GIVEN INFORMATION:
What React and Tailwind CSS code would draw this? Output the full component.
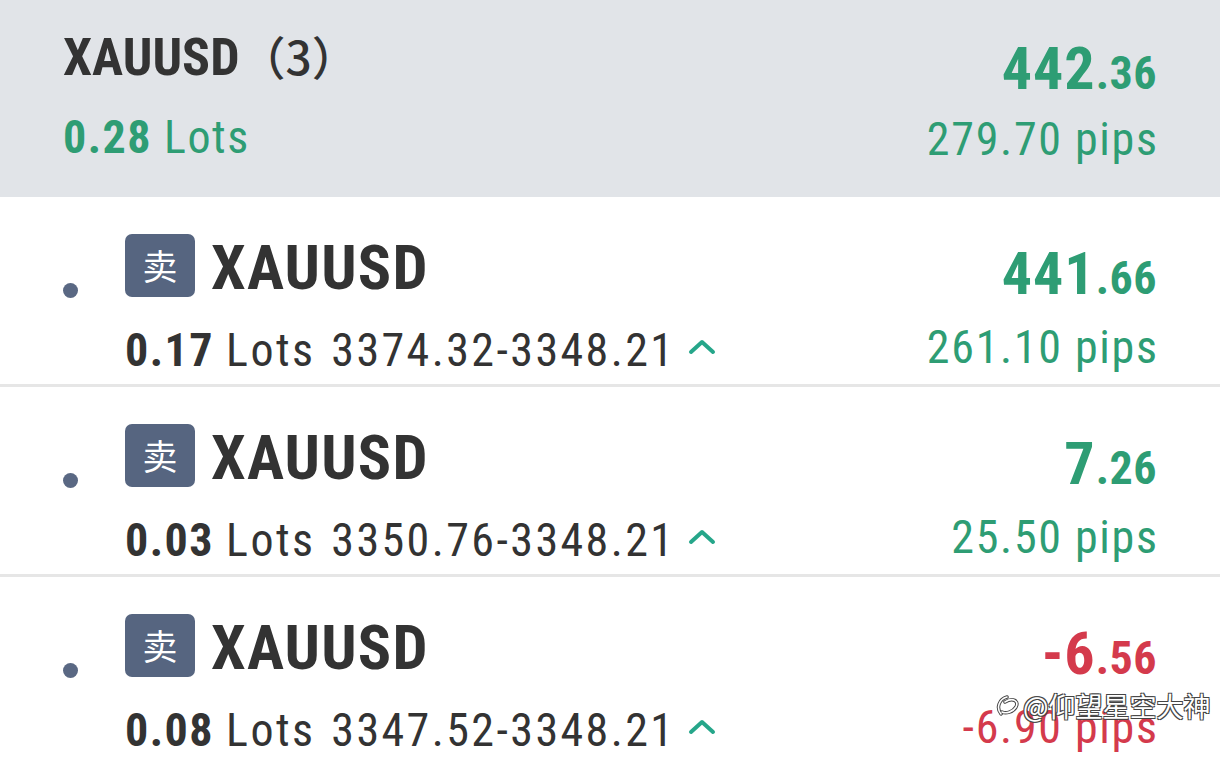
import React from "react";

const rows = [
  { lots: "0.17", range: "3374.32-3348.21", big: "441", small: ".66", pips: "261.10 pips", up: true },
  { lots: "0.03", range: "3350.76-3348.21", big: "7", small: ".26", pips: "25.50 pips", up: true },
  { lots: "0.08", range: "3347.52-3348.21", big: "-6", small: ".56", pips: "-6.90 pips", up: false },
];

function Caret() {
  return (
    <svg width="28" height="18" viewBox="0 0 28 18" className="ml-[13px] self-start mt-[10px]">
      <path d="M3 15 L14 5 L25 15" fill="none" stroke="#26a68a" strokeWidth="4" strokeLinecap="round" strokeLinejoin="round" />
    </svg>
  );
}

function Amount({ big, small }) {
  return (
    <div className="flex items-baseline font-bold leading-none tracking-[1px]">
      <span className="text-[60px]">{big}</span>
      <span className="text-[46px] tracking-[0.5px]">{small}</span>
    </div>
  );
}

function Row({ r, last }) {
  const color = r.up ? "text-[#2e9d74]" : "text-[#d43a4c]";
  return (
    <div className={`flex h-[190px] pr-[63px] ${last ? "" : "border-b-[3px] border-[#e6e6e6]"}`}>
      <div className="w-[125px] pl-[63px] pt-[86px]">
        <div className="w-[15px] h-[15px] rounded-full bg-[#5a6883]" />
      </div>
      <div className="flex-1 flex flex-col pt-[37px]">
        <div className="flex items-start">
          <div className="w-[70px] h-[63px] rounded-[7px] bg-[#566580] flex items-center justify-center text-white text-[35px] font-['Noto_Sans_CJK_SC',sans-serif]">
            卖
          </div>
          <div className="ml-[16px] mt-[3px] text-[62px] font-bold text-[#333333] leading-none tracking-[1.2px]">XAUUSD</div>
        </div>
        <div className="mt-[28px] flex items-start text-[#333333] text-[46px] leading-none tracking-[2.4px]">
          <span className="font-bold tracking-[1.5px]">{r.lots}</span>
          <span className="ml-[12px]">Lots</span>
          <span className="ml-[16px]">{r.range}</span>
          <Caret />
        </div>
      </div>
      <div className={`flex flex-col items-end pt-[47px] ${color}`}>
        <Amount big={r.big} small={r.small} />
        <div className="mt-[20px] text-[46px] leading-none tracking-[1.7px] -mr-[1.7px]">{r.pips}</div>
      </div>
    </div>
  );
}

export default function App() {
  return (
    <div className="relative w-[1220px] h-[758px] overflow-hidden bg-white font-['Roboto_Condensed','Noto_Sans_CJK_SC',sans-serif]">
      <div className="h-[197px] bg-[#e1e4e8] flex justify-between px-[63px]">
        <div className="flex flex-col pt-[32px]">
          <div className="text-[52px] font-bold text-[#333333] leading-none">
            XAUUSD<span className="font-medium font-['Noto_Sans_CJK_SC',sans-serif] text-[46px]">（3）</span>
          </div>
          <div className="mt-[30px] text-[46px] text-[#2e9d74] leading-none tracking-[1.5px]">
            <span className="font-bold">0.28</span>
            <span className="ml-[12px]">Lots</span>
          </div>
        </div>
        <div className="flex flex-col items-end text-[#2e9d74] pt-[39px]">
          <Amount big="442" small=".36" />
          <div className="mt-[17px] text-[46px] leading-none tracking-[1.7px] -mr-[1.7px]">279.70 pips</div>
        </div>
      </div>
      {rows.map((r, i) => (
        <Row key={i} r={r} last={i === rows.length - 1} />
      ))}
      <div className="absolute left-[994px] top-[691px] flex items-center text-white text-[27px] leading-none font-['Noto_Sans_CJK_SC',sans-serif] [text-shadow:-1px_-1px_0_#444,1px_-1px_0_#444,-1px_1px_0_#444,1px_1px_0_#444]">
        <svg width="28" height="28" viewBox="0 0 28 28" className="mr-[1px]">
          <path d="M7 23 C2 17 5 8 13 6 M11 11 C19 6 25 10 22 16 C19 21 12 23 8 21" fill="none" stroke="#444" strokeWidth="3.5" strokeLinecap="round" />
          <path d="M7 23 C2 17 5 8 13 6 M11 11 C19 6 25 10 22 16 C19 21 12 23 8 21" fill="none" stroke="#fff" strokeWidth="1.6" strokeLinecap="round" />
        </svg>
        <span>@仰望星空大神</span>
      </div>
    </div>
  );
}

DESCRIPTION OF THE TASK:
Only lines belong in the copy: transcribe those from the start of the data through the line that contains "import React from", and skip the pictures.

RESULT OF THIS EXERCISE:
What React and Tailwind CSS code would draw this? Output the full component.
import React from "react";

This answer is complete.